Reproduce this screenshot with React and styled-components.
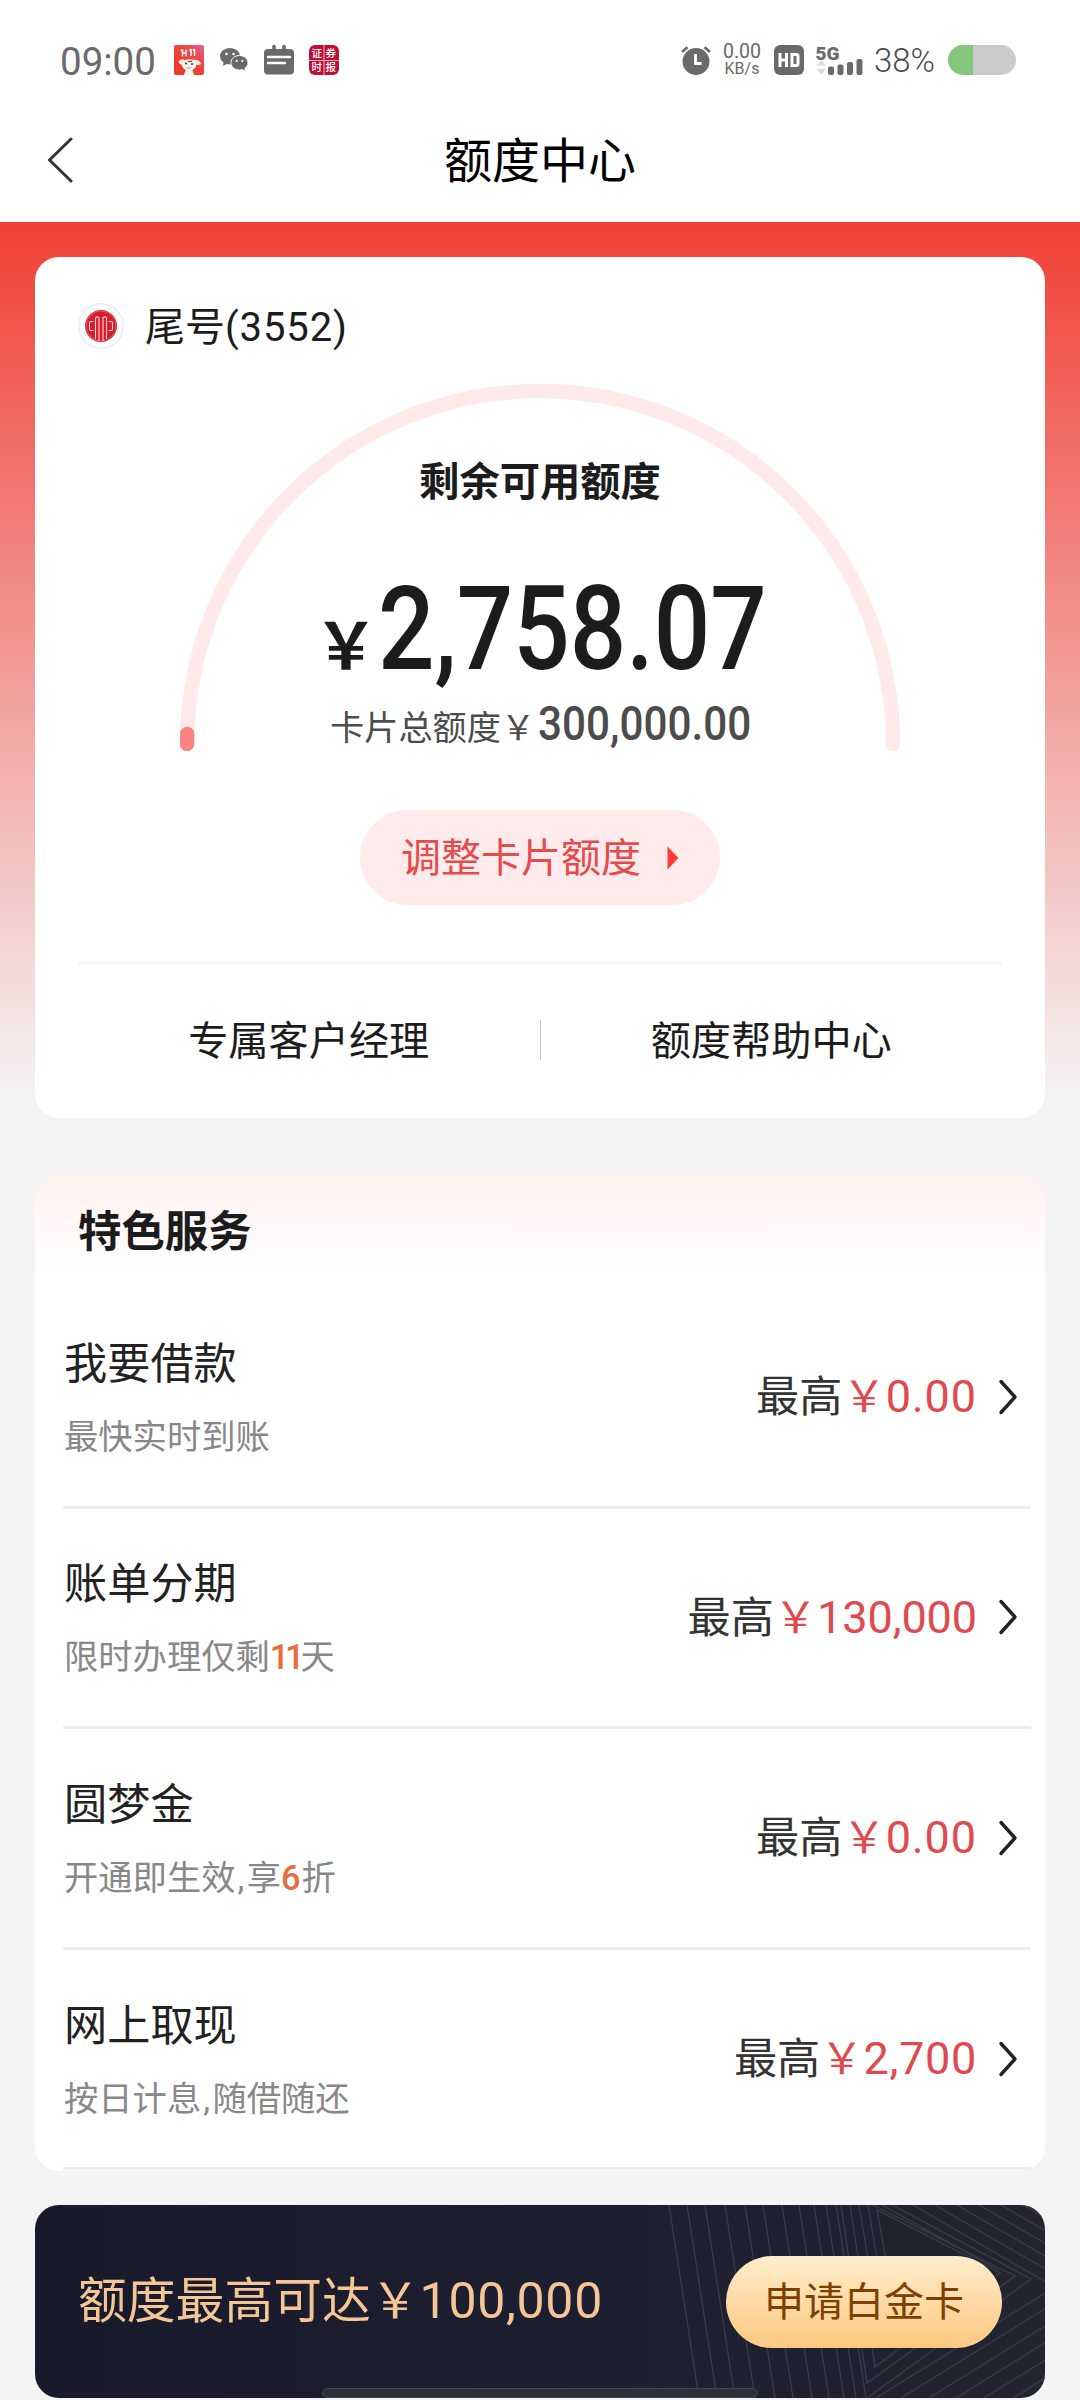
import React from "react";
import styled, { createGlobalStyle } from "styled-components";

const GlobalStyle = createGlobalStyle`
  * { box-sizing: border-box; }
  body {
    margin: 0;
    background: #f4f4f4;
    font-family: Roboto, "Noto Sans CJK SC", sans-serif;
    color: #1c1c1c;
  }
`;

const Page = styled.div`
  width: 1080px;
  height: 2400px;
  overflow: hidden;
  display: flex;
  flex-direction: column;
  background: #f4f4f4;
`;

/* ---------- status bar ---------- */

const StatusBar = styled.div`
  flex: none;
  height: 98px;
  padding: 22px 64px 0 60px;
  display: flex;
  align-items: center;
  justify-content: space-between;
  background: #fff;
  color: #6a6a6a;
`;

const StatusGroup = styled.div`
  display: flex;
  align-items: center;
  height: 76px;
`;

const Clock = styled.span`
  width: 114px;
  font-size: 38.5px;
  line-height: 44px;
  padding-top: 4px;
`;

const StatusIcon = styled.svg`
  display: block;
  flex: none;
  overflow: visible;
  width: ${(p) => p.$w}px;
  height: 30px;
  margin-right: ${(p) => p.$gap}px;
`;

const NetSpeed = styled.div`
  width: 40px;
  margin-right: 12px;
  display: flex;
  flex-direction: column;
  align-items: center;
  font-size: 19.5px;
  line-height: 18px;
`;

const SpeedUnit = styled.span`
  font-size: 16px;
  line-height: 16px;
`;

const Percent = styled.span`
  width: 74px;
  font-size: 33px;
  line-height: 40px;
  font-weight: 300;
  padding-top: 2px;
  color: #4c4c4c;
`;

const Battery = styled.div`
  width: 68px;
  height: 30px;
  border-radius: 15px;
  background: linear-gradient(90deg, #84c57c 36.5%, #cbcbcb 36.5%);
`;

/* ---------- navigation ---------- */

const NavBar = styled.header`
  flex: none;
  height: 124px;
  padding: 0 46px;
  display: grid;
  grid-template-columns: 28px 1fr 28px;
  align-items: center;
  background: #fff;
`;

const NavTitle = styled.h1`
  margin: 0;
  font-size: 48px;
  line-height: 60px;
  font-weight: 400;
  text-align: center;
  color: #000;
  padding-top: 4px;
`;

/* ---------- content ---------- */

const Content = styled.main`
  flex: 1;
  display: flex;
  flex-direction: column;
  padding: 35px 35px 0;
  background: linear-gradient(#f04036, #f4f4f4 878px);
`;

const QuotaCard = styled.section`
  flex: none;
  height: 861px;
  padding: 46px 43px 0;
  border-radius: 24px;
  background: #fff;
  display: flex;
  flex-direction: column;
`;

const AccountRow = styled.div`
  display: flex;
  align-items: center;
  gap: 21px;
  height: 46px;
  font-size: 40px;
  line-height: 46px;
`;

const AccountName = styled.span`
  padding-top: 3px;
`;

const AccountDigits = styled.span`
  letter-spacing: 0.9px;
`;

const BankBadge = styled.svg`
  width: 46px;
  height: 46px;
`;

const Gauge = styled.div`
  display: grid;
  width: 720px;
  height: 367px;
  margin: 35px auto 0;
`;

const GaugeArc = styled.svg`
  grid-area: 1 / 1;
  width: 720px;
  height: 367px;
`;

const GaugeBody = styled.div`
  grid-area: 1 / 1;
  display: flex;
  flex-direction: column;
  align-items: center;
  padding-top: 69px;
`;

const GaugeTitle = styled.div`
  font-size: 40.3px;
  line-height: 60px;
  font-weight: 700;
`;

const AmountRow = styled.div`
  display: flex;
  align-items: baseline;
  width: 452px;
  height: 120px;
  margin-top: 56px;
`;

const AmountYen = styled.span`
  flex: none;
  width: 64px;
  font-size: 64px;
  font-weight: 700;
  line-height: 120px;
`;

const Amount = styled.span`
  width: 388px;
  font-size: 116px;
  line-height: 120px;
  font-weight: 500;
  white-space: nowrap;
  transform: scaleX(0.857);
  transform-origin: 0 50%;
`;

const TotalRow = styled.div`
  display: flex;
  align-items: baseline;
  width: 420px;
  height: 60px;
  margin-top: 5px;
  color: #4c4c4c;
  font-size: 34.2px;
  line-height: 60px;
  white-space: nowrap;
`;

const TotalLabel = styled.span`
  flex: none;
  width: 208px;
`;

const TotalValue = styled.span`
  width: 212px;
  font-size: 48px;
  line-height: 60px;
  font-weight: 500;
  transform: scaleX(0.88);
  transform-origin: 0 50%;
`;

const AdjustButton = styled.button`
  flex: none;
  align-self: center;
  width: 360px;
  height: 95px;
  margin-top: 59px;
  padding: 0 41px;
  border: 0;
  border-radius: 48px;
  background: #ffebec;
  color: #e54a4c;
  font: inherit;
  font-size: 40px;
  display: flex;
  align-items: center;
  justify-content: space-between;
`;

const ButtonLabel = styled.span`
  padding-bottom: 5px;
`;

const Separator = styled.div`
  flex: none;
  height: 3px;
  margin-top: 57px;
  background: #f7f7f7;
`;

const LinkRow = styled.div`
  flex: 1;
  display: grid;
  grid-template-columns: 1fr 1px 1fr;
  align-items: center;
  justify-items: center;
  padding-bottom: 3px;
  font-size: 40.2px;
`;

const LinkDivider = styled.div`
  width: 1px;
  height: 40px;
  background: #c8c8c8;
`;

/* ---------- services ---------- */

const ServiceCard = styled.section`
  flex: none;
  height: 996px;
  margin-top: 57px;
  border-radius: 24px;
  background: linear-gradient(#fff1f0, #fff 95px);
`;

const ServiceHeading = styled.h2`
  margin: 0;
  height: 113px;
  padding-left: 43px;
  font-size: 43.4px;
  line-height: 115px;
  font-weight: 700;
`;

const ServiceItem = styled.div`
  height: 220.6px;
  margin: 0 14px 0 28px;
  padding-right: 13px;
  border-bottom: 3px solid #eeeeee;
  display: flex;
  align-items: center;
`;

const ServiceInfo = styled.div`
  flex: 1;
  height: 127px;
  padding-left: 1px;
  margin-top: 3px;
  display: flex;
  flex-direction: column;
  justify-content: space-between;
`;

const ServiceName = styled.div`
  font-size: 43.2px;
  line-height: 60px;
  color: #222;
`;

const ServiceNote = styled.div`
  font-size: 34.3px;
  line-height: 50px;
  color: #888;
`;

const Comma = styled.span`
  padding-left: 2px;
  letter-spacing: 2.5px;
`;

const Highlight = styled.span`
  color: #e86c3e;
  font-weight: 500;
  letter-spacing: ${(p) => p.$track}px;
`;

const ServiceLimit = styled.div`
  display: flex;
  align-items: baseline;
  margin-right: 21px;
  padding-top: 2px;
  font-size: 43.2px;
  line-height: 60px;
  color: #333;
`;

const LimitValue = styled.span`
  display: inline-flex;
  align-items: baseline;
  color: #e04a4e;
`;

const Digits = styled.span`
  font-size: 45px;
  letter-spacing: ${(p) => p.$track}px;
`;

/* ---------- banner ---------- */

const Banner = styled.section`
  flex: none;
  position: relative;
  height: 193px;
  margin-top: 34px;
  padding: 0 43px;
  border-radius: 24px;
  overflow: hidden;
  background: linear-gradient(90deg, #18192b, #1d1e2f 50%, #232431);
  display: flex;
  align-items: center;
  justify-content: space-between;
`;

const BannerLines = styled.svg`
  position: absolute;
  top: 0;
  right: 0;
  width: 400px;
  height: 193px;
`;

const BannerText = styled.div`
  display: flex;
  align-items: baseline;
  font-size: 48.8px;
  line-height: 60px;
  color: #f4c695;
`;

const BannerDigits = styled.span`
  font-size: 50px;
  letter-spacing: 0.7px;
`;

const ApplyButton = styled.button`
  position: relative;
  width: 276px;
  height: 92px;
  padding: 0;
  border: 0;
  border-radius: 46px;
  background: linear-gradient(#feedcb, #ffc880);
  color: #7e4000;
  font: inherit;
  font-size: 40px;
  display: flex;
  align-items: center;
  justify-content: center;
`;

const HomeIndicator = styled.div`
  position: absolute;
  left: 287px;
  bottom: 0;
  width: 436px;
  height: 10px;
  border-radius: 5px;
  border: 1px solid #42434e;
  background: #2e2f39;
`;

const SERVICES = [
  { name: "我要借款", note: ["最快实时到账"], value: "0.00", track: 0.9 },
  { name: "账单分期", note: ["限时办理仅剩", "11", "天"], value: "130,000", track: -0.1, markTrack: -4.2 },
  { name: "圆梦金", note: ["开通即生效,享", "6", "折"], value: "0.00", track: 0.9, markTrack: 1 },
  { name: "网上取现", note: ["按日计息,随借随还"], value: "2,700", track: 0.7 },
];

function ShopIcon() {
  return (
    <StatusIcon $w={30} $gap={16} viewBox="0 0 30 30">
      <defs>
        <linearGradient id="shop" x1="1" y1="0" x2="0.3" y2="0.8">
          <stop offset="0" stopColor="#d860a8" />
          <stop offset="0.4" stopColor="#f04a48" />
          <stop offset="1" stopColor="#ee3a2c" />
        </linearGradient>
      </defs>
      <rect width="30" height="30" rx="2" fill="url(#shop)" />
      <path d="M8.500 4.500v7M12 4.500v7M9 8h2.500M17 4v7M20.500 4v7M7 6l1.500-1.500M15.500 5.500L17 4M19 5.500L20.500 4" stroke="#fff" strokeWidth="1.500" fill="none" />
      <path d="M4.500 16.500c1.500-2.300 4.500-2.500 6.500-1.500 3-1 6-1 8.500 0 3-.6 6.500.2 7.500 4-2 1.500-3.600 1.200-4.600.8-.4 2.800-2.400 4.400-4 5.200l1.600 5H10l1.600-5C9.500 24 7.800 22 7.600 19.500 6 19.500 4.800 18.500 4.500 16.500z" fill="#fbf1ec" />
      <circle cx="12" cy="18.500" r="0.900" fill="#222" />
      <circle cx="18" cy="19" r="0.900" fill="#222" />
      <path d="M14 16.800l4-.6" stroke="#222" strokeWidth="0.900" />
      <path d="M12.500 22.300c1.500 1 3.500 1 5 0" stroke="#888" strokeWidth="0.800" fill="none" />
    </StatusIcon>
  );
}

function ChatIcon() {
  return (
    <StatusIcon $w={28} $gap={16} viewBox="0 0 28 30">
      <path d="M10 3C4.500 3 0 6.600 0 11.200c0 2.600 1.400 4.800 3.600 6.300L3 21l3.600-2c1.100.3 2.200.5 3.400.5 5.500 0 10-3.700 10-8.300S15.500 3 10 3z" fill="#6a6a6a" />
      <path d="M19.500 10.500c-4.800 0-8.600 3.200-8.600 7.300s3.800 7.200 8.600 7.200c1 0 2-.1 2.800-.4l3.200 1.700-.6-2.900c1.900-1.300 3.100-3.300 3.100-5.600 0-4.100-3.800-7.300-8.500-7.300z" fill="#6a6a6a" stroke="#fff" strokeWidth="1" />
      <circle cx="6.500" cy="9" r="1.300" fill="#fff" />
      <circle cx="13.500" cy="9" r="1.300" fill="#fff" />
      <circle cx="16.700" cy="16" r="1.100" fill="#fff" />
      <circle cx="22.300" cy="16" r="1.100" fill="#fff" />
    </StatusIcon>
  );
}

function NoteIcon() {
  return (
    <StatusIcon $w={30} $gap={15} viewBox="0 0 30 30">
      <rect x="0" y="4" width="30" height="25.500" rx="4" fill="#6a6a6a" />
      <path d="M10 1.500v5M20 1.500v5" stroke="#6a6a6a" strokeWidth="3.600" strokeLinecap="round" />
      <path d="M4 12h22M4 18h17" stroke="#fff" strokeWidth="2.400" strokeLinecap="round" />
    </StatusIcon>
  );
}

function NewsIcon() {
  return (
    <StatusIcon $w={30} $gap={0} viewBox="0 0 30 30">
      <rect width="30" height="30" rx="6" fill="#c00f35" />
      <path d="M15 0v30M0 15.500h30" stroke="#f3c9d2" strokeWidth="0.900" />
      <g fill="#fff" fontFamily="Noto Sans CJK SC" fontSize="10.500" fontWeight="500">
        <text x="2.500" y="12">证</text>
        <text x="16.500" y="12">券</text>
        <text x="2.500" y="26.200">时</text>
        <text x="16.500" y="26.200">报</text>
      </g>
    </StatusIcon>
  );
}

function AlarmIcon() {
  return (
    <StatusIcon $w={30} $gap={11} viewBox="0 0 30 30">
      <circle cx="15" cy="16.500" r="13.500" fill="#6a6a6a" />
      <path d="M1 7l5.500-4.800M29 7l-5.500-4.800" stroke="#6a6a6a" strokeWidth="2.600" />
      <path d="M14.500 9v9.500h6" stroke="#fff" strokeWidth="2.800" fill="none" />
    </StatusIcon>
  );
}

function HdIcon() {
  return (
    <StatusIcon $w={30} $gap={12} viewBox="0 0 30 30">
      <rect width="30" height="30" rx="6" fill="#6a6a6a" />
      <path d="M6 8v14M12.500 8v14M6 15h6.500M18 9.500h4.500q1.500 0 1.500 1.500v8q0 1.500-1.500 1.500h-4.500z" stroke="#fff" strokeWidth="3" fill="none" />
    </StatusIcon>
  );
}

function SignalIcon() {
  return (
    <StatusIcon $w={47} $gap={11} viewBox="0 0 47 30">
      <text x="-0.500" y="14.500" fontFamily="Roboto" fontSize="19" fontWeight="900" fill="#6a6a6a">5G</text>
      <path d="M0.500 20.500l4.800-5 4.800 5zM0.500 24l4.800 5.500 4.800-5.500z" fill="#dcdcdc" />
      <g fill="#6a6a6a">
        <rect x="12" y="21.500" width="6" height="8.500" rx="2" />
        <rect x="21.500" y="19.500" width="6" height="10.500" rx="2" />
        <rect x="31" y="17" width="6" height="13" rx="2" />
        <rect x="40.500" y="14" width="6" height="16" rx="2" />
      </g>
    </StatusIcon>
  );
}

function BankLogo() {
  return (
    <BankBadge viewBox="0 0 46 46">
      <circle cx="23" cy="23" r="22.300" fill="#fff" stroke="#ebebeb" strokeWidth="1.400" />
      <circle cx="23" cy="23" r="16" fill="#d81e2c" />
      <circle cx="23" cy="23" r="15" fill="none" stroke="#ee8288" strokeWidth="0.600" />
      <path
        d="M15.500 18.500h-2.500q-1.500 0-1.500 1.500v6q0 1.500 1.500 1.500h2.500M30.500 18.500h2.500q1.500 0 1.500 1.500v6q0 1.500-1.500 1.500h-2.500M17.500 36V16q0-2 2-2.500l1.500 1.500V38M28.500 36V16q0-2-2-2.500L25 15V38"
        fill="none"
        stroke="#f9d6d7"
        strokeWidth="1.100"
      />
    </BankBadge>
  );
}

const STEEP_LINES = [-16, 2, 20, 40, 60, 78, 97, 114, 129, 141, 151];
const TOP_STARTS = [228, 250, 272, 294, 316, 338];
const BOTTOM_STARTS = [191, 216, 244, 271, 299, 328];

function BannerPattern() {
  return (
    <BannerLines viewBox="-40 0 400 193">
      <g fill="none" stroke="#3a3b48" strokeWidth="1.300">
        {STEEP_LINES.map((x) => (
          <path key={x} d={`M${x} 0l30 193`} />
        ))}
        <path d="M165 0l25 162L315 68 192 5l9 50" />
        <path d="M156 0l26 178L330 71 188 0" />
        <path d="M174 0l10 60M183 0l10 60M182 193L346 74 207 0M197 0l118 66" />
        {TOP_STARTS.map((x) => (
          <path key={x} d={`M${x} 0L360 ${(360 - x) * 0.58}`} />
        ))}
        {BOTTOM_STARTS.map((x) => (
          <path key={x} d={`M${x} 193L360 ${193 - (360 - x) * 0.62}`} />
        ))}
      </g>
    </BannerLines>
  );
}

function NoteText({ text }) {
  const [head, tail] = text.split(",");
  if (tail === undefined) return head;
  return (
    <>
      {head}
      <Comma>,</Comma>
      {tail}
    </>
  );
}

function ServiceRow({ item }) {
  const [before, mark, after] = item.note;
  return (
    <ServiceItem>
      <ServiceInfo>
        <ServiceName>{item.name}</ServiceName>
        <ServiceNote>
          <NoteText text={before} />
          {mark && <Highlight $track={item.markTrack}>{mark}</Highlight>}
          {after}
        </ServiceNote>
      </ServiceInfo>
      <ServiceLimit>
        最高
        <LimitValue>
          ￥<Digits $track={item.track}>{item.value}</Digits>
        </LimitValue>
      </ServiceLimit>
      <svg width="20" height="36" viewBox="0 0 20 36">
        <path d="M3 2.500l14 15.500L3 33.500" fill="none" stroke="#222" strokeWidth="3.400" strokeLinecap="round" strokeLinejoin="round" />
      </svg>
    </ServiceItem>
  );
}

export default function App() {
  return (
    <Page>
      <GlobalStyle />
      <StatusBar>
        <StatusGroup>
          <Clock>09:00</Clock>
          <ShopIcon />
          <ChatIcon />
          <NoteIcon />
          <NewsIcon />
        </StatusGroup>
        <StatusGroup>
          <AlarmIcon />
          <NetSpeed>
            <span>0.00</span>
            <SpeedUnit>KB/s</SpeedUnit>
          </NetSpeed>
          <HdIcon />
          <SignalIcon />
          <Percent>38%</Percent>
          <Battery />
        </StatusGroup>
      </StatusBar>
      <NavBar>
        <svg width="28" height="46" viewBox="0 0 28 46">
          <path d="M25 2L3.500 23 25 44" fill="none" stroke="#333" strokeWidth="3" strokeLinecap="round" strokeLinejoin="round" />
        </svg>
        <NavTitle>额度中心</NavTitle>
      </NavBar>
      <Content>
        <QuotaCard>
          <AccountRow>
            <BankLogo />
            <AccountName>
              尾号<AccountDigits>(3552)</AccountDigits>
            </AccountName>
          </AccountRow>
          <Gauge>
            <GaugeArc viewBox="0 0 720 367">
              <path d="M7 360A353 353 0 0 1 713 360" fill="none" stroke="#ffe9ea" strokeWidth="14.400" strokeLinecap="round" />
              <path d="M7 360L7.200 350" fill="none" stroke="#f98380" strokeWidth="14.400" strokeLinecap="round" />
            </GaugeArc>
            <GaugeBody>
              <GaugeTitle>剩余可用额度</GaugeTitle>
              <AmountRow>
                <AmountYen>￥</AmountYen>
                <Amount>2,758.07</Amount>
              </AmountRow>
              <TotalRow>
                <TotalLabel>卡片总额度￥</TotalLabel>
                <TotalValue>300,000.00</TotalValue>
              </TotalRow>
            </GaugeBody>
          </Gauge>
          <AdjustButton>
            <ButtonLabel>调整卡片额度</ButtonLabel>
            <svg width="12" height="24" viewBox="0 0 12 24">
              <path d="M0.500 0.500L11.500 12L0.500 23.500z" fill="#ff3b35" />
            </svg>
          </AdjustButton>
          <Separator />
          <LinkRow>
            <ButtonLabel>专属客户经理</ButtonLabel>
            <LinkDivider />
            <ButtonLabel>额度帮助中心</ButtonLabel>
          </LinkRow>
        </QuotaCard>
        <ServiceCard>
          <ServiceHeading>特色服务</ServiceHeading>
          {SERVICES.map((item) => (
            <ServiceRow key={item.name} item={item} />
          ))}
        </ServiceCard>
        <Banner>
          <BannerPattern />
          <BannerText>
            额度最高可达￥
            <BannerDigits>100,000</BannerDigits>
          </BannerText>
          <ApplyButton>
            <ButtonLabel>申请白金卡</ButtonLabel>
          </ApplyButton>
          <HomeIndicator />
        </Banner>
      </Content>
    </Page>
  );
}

WHAT NEEDS TO BE DONE:
Count how many lines include the string "React". Nothing but the number is needed.

RESPONSE:
2